The data:
--- --- ---

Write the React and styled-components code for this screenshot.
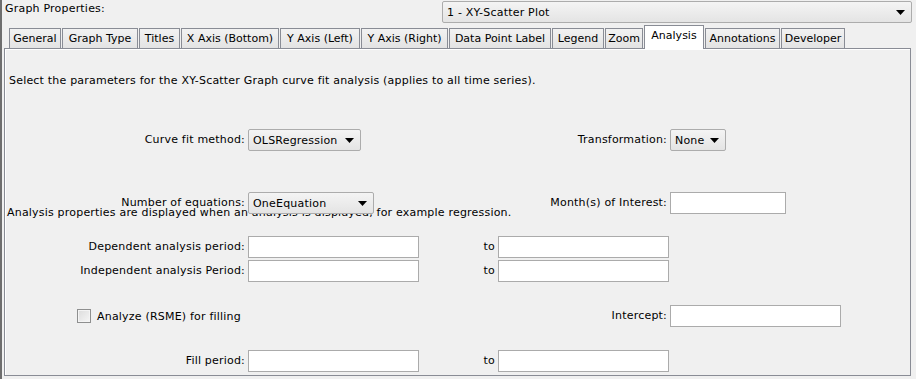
import styled, { createGlobalStyle } from "styled-components";

const GlobalStyle = createGlobalStyle`
  html, body {
    margin: 0;
    padding: 0;
    background: #f0f0f0;
  }
  body {
    font-family: "DejaVu Sans", "Liberation Sans", sans-serif;
    font-size: 11px;
    letter-spacing: 0.2px;
    color: #000;
  }
`;

const Frame = styled.div`
  width: 916px;
  height: 379px;
  box-sizing: border-box;
  border-left: 2px solid #6e6e6e;
  padding: 1px 4px 0 0;
  display: flex;
  flex-direction: column;
`;

const Header = styled.div`
  display: flex;
  align-items: flex-start;
  justify-content: space-between;
  height: 22px;
`;

const HeaderLabel = styled.span`
  padding-left: 3px;
  line-height: 16px;
`;

const ComboBox = styled.div`
  position: relative;
  z-index: 1;
  box-sizing: border-box;
  width: ${({ $w }) => $w}px;
  height: 22px;
  display: flex;
  align-items: center;
  justify-content: space-between;
  padding: 0 6px 0 4px;
  border: 1px solid #acacac;
  border-radius: 2px;
  background: linear-gradient(#f4f4f4, #e4e4e4);
  white-space: nowrap;
`;

const TabStrip = styled.div`
  display: flex;
  align-items: flex-end;
  gap: 1px;
  height: 23px;
  margin-top: 2px;
  padding-left: 7px;
`;

const Tab = styled.div`
  position: relative;
  box-sizing: border-box;
  width: ${({ $w }) => $w}px;
  height: ${({ $active }) => ($active ? "24px" : "20px")};
  margin-bottom: ${({ $active }) => ($active ? "-1px" : "0")};
  z-index: ${({ $active }) => ($active ? 2 : 0)};
  display: flex;
  justify-content: center;
  padding-top: 3px;
  border: 1px solid #898c95;
  border-bottom: none;
  background: ${({ $active }) =>
    $active ? "#fff" : "linear-gradient(#f2f2f2, #e3e3e3)"};
  letter-spacing: 0;
  white-space: nowrap;
`;

const Panel = styled.div`
  position: relative;
  z-index: 1;
  margin-left: 2px;
  width: 907px;
  height: 328px;
  box-sizing: border-box;
  border: 1px solid #898c95;
  box-shadow: inset 1px 1px 0 #fff;
  background: #f0f0f0;
  display: flex;
  flex-direction: column;
`;

const Description = styled.div`
  margin-top: 25px;
  padding-left: 4px;
  line-height: 14px;
  white-space: nowrap;
`;

const FormRow = styled.div`
  display: grid;
  grid-template-columns: 243px 171px 79px 172px 1fr;
  height: 22px;
  margin-top: ${({ $top }) => $top}px;
`;

const Label = styled.span`
  grid-column: ${({ $col }) => $col};
  grid-row: 1;
  align-self: center;
  justify-self: end;
  padding-right: 3px;
  white-space: nowrap;
  line-height: 14px;
`;

const Field = styled.div`
  grid-column: ${({ $col }) => $col};
  grid-row: 1;
  position: relative;
  z-index: 1;
  box-sizing: border-box;
  width: ${({ $w }) => $w}px;
  height: 22px;
  background: #fff;
  border: 1px solid #ababab;
`;

const Slot = styled.div`
  grid-column: ${({ $col }) => $col};
  grid-row: 1;
`;

const Note = styled.div`
  grid-column: 1 / -1;
  grid-row: 1;
  align-self: end;
  margin-bottom: -6px;
  padding-left: 2px;
  line-height: 14px;
  white-space: nowrap;
`;

const CheckCell = styled.label`
  grid-column: 1 / 3;
  grid-row: 1;
  display: flex;
  align-items: center;
  gap: 6px;
  padding-left: 72px;
`;

const CheckBox = styled.span`
  box-sizing: border-box;
  width: 14px;
  height: 14px;
  border: 1px solid #8e8f8f;
  background: linear-gradient(135deg, #dcdcdc, #f6f6f6);
  box-shadow: inset 0 0 0 1px #f4f4f4;
`;

const Arrow = () => (
  <svg width="9" height="5" viewBox="0 0 9 5">
    <polygon points="0,0 9,0 4.5,5" fill="#000" />
  </svg>
);

const Combo = ({ w, value }) => (
  <ComboBox $w={w}>
    <span>{value}</span>
    <Arrow />
  </ComboBox>
);

const TABS = [
  { label: "General", w: 52 },
  { label: "Graph Type", w: 76 },
  { label: "Titles", w: 41 },
  { label: "X Axis (Bottom)", w: 98 },
  { label: "Y Axis (Left)", w: 80 },
  { label: "Y Axis (Right)", w: 87 },
  { label: "Data Point Label", w: 102 },
  { label: "Legend", w: 52 },
  { label: "Zoom", w: 38 },
  { label: "Analysis", w: 60, active: true },
  { label: "Annotations", w: 75 },
  { label: "Developer", w: 64 },
];

export default function App() {
  return (
    <>
      <GlobalStyle />
      <Frame>
        <Header>
          <HeaderLabel>Graph Properties:</HeaderLabel>
          <Combo w={470} value="1 - XY-Scatter Plot" />
        </Header>

        <TabStrip>
          {TABS.map((t) => (
            <Tab key={t.label} $w={t.w} $active={t.active}>
              {t.label}
            </Tab>
          ))}
        </TabStrip>

        <Panel>
          <Description>
            Select the parameters for the XY-Scatter Graph curve fit analysis (applies to all time series).
          </Description>

          <FormRow $top={41}>
            <Label $col={1}>Curve fit method:</Label>
            <Slot $col={2}>
              <Combo w={113} value="OLSRegression" />
            </Slot>
            <Label $col={4}>Transformation:</Label>
            <Slot $col={5}>
              <Combo w={56} value="None" />
            </Slot>
          </FormRow>

          <FormRow $top={41}>
            <Note>
              Analysis properties are displayed when an analysis is displayed, for example regression.
            </Note>
            <Label $col={1}>Number of equations:</Label>
            <Slot $col={2}>
              <Combo w={126} value="OneEquation" />
            </Slot>
            <Label $col={4}>Month(s) of Interest:</Label>
            <Field $col={5} $w={116} />
          </FormRow>

          <FormRow $top={22}>
            <Label $col={1}>Dependent analysis period:</Label>
            <Field $col={2} $w={171} />
            <Label $col={3}>to</Label>
            <Field $col={4} $w={171} />
          </FormRow>

          <FormRow $top={2}>
            <Label $col={1}>Independent analysis Period:</Label>
            <Field $col={2} $w={171} />
            <Label $col={3}>to</Label>
            <Field $col={4} $w={171} />
          </FormRow>

          <FormRow $top={23}>
            <CheckCell>
              <CheckBox />
              <span>Analyze (RSME) for filling</span>
            </CheckCell>
            <Label $col={4}>Intercept:</Label>
            <Field $col={5} $w={171} />
          </FormRow>

          <FormRow $top={23}>
            <Label $col={1}>Fill period:</Label>
            <Field $col={2} $w={171} />
            <Label $col={3}>to</Label>
            <Field $col={4} $w={171} />
          </FormRow>
        </Panel>
      </Frame>
    </>
  );
}
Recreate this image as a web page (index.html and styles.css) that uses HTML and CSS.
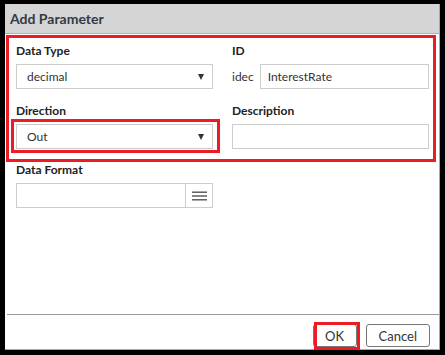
FILE: index.html
```html
<!DOCTYPE html>
<html lang="en">
<head>
    <meta charset="UTF-8">
    <title>Add Parameter</title>
    <link rel="stylesheet" href="styles.css">
</head>
<body>
    <div class="dialog">
        <div class="dialog-title">Add Parameter</div>
        <div class="dialog-body">
            <div class="highlight-box">
                <div class="field-grid">
                    <div class="field">
                        <label class="field-label">Data Type</label>
                        <div class="select">
                            <span>decimal</span>
                            <span class="caret"></span>
                        </div>
                    </div>
                    <div class="field">
                        <label class="field-label">ID</label>
                        <div class="id-row">
                            <span class="prefix">idec</span>
                            <div class="text-input">InterestRate</div>
                        </div>
                    </div>
                    <div class="field">
                        <label class="field-label">Direction</label>
                        <div class="marked">
                            <div class="select">
                                <span>Out</span>
                                <span class="caret"></span>
                            </div>
                            <span class="mark mark-direction"></span>
                        </div>
                    </div>
                    <div class="field">
                        <label class="field-label">Description</label>
                        <div class="text-input"></div>
                    </div>
                </div>
            </div>
            <div class="format-field">
                <label class="field-label">Data Format</label>
                <div class="format-row">
                    <div class="text-input format-input"></div>
                    <div class="menu-button">
                        <svg width="15" height="10" viewBox="0 0 15 10">
                            <rect x="0" y="0.5" width="15" height="1.4" fill="#555"/>
                            <rect x="0" y="4.3" width="15" height="1.4" fill="#555"/>
                            <rect x="0" y="8.1" width="15" height="1.4" fill="#555"/>
                        </svg>
                    </div>
                </div>
            </div>
        </div>
        <div class="dialog-footer">
            <div class="marked">
                <button class="btn btn-ok">OK</button>
                <span class="mark mark-ok"></span>
            </div>
            <button class="btn">Cancel</button>
        </div>
    </div>
</body>
</html>
```

FILE: styles.css
```css
body {
    margin: 0;
    background: #000;
    font-family: Lato, "Open Sans", Arial, sans-serif;
    color: #333;
}

.dialog {
    box-sizing: border-box;
    margin: 4px 5px 0 5px;
    width: 435px;
    height: 346px;
    background: #fff;
    border-right: 1px solid #a8a8a8;
    border-bottom: 1px solid #a8a8a8;
    display: flex;
    flex-direction: column;
}

.dialog-title {
    height: 29px;
    line-height: 29px;
    padding-left: 5px;
    background: #d5d5d5;
    border-bottom: 1px solid #b0b0b0;
    font-size: 14px;
    font-weight: 700;
    color: #333a45;
}

.dialog-body {
    flex: 1;
}

.highlight-box {
    margin: 1px 3px 0 1px;
    border: 3px solid #ec1c24;
    padding: 5px 4px 10px 7px;
}

.field-grid {
    display: grid;
    grid-template-columns: 197px 197px;
    column-gap: 19px;
    row-gap: 14px;
}

.field-label {
    display: block;
    height: 15px;
    line-height: 15px;
    margin-bottom: 6px;
    font-size: 12px;
    font-weight: 700;
    color: #222;
}

.select,
.text-input {
    box-sizing: border-box;
    height: 25px;
    border: 1px solid #ccc;
    font-size: 12px;
    line-height: 23px;
    color: #333;
    background: #fff;
}

.select {
    display: flex;
    justify-content: space-between;
    align-items: center;
    padding: 0 8px 0 10px;
}

.caret {
    width: 0;
    height: 0;
    border-left: 3.5px solid transparent;
    border-right: 3.5px solid transparent;
    border-top: 6px solid #333;
}

.id-row {
    display: flex;
    align-items: center;
    gap: 6px;
}

.prefix {
    font-size: 12px;
}

.id-row .text-input {
    flex: 1;
    padding-left: 7px;
}

.marked {
    position: relative;
}

.mark {
    position: absolute;
    border: 3px solid #ec1c24;
}

.mark-direction {
    top: -5px;
    left: -5px;
    right: -7px;
    bottom: -4px;
}

.format-field {
    padding: 0 0 0 11px;
}

.format-row {
    display: flex;
    width: 197px;
}

.format-input {
    width: 170px;
}

.menu-button {
    box-sizing: border-box;
    width: 27px;
    height: 25px;
    border: 1px solid #ccc;
    border-left: none;
    display: flex;
    align-items: center;
    justify-content: center;
}

.dialog-footer {
    margin-left: 2px;
    height: 34px;
    border-top: 1px solid #999;
    display: flex;
    justify-content: flex-end;
    align-items: flex-start;
    gap: 9px;
    padding: 9px 9px 0 0;
    box-sizing: border-box;
    height: 35px;
}

.btn {
    box-sizing: border-box;
    height: 23px;
    padding: 0 12px;
    border: 1px solid #777;
    border-radius: 3px;
    background: #fff;
    font-family: Lato, "Open Sans", Arial, sans-serif;
    font-size: 13px;
    color: #333;
    display: block;
}

.btn-ok {
    width: 44px;
    padding: 0;
}

.mark-ok {
    top: -2px;
    left: 1px;
    right: -3px;
    bottom: -3px;
}
```
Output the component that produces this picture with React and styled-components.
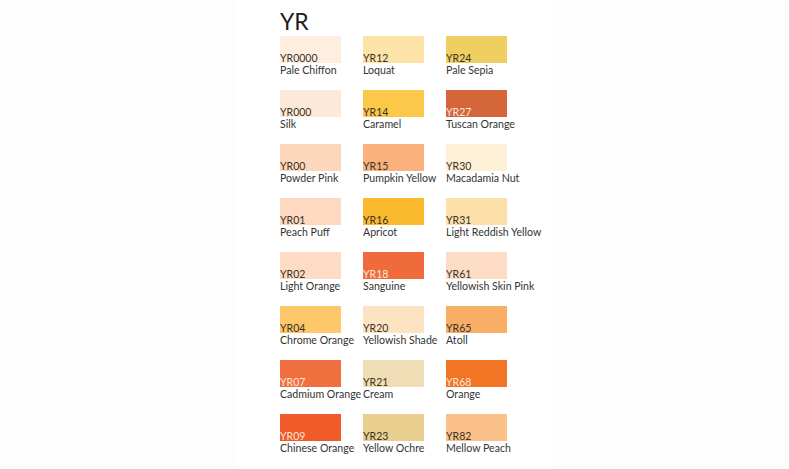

--- --- ---

Your task:
Find the lines above holding the word "components" and show them.

Correct result:
Write the React and styled-components code for this screenshot.
import styled, { createGlobalStyle } from "styled-components";
Output the component that produces this picture with React and styled-components.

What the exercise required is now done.